Special Supplemental Nutrition Program for Women, Infants, and Children (WIC)

This program gives federal grants to states with the purpose of helping eligible individuals access supplemental foods, healthcare referrals, and nutrition education. Low-income women who are pregnant, breastfeeding, or have kids up to five years old may be eligible to receive assistance from this program.

What About Crime Victim Compensation?

Another option for financial assistance that people may benefit from is crime victim compensation. However, this isn’t a traditional assistance program. Instead, there are compensation opportunities throughout America that receive funding from individuals who committed the crimes. However, the government still helps out and provides roughly 35% of the funding. Those that have suffered from financial stress, emotional trauma, violence, and abuse may be able to benefit. The number of benefits you may be able to receive can be more than $25,000, depending on the state you reside in. Each state is different and has its own guidelines but there are the same general criteria.
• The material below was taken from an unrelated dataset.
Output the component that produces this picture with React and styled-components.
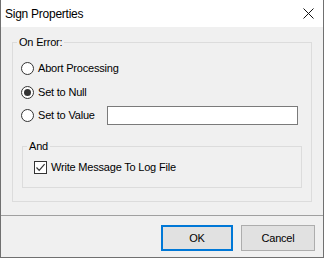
import React from 'react';
import styled, { createGlobalStyle } from 'styled-components';

const Global = createGlobalStyle`
  * { box-sizing: border-box; }
  html, body { margin: 0; padding: 0; background: #ffffff; }
  body {
    font-family: "Liberation Sans", Arial, sans-serif;
    color: #000;
  }
`;

const Window = styled.div`
  width: 324px;
  height: 258px;
  display: flex;
  flex-direction: column;
  border: 1px solid #707070;
  border-top: none;
  background: #f0f0f0;
`;

const TitleBar = styled.div`
  flex: none;
  height: 27px;
  background: #ffffff;
  display: flex;
  align-items: center;
  justify-content: space-between;
  padding: 0 9px 0 4px;
`;

const Title = styled.span`
  font-size: 12px;
  letter-spacing: -0.25px;
  line-height: 14px;
`;

const CloseIcon = styled.svg`
  width: 11px;
  height: 11px;
  display: block;
`;

const Body = styled.div`
  flex: 1;
  display: flex;
  flex-direction: column;
  font-size: 11px;
  letter-spacing: -0.2px;
`;

const Content = styled.div`
  padding: 15px 11px 0;
`;

const GroupBox = styled.div`
  position: relative;
  border: 1px solid #dcdcdc;
  height: ${p => p.$h}px;
  margin: ${p => p.$m || '0'};
  padding: ${p => p.$p || '0'};
`;

const Caption = styled.span`
  position: absolute;
  top: -7px;
  left: 4px;
  padding: 0 2px;
  line-height: 13px;
  background: #f0f0f0;
`;

const OptionRow = styled.div`
  display: flex;
  align-items: center;
  height: ${p => p.$h || 24}px;
  gap: 4px;
`;

const Radio = styled.span`
  flex: none;
  width: 13px;
  height: 13px;
  border-radius: 50%;
  border: 1px solid #333;
  background: #fff;
  display: flex;
  align-items: center;
  justify-content: center;
  &::after {
    content: '';
    width: 7px;
    height: 7px;
    border-radius: 50%;
    background: ${p => (p.$checked ? '#333' : 'transparent')};
  }
`;

const Label = styled.span`
  line-height: 13px;
  white-space: nowrap;
`;

const TextBox = styled.div`
  margin-left: ${p => p.$ml}px;
  width: 191px;
  height: 19px;
  border: 1px solid #7a7a7a;
  background: #fff;
`;

const CheckBox = styled.span`
  flex: none;
  width: 13px;
  height: 13px;
  border: 1px solid #333;
  background: #fff;
  display: flex;
  align-items: center;
  justify-content: center;
`;

const Separator = styled.div`
  margin-top: 13px;
  height: 1px;
  background: #a0a0a0;
`;

const ButtonBar = styled.div`
  flex: 1;
  display: flex;
  justify-content: flex-end;
  align-items: flex-start;
  gap: 8px;
  padding: 9px 8px 0 0;
`;

const Button = styled.button`
  width: ${p => p.$w}px;
  height: 26px;
  margin: 0;
  padding: 0;
  font-family: "Liberation Sans", Arial, sans-serif;
  font-size: 11px;
  letter-spacing: -0.2px;
  color: #000;
  background: #e1e1e1;
  border: ${p => (p.$default ? '2px solid #0078d7' : '1px solid #adadad')};
`;

export default function App() {
  return (
    <>
      <Global />
      <Window>
        <TitleBar>
          <Title>Sign Properties</Title>
          <CloseIcon viewBox="0 0 11 11">
            <path d="M0.5 0.5 L10.5 10.5 M10.5 0.5 L0.5 10.5" stroke="#111" strokeWidth="1" fill="none" />
          </CloseIcon>
        </TitleBar>
        <Body>
          <Content>
            <GroupBox $h={160} $p="13px 8px 0">
              <Caption>On Error:</Caption>
              <OptionRow>
                <Radio />
                <Label>Abort Processing</Label>
              </OptionRow>
              <OptionRow>
                <Radio $checked />
                <Label>Set to Null</Label>
              </OptionRow>
              <OptionRow $h={22}>
                <Radio />
                <Label>Set to Value</Label>
                <TextBox $ml={8} />
              </OptionRow>
              <GroupBox $h={42} $m="20px 1px 0" $p="10px 11px 0">
                <Caption>And</Caption>
                <OptionRow $h={20}>
                  <CheckBox>
                    <svg width="11" height="11" viewBox="0 0 11 11">
                      <path d="M1.5 5.5 L4.2 8.3 L9.6 2.2" stroke="#333" strokeWidth="1.2" fill="none" />
                    </svg>
                  </CheckBox>
                  <Label>Write Message To Log File</Label>
                </OptionRow>
              </GroupBox>
            </GroupBox>
          </Content>
          <Separator />
          <ButtonBar>
            <Button $w={72} $default>OK</Button>
            <Button $w={74}>Cancel</Button>
          </ButtonBar>
        </Body>
      </Window>
    </>
  );
}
Abusive relationships are complex, difficult, and dangerous. When a victim finally has the strength or ability to leave, it may not be easy. However, properly planning your exit can make it easier. Your best bet is to get in touch with a certified domestic abuse counselor that can help you plan these steps along the way. However, if you are unable to get in touch with those people then you will need to take the steps on your own, like putting money away for yourself, improving your credit, etc. Having a stronger financial foundation will make it easier once you are on your own. There are other programs that may be able to benefit your situation like TANF, SNAP, and WIC. Other options like crime victim compensation may be worth considering, too, since you may be able to receive over $25,000 in benefits depending on your locality. There is help out there for you!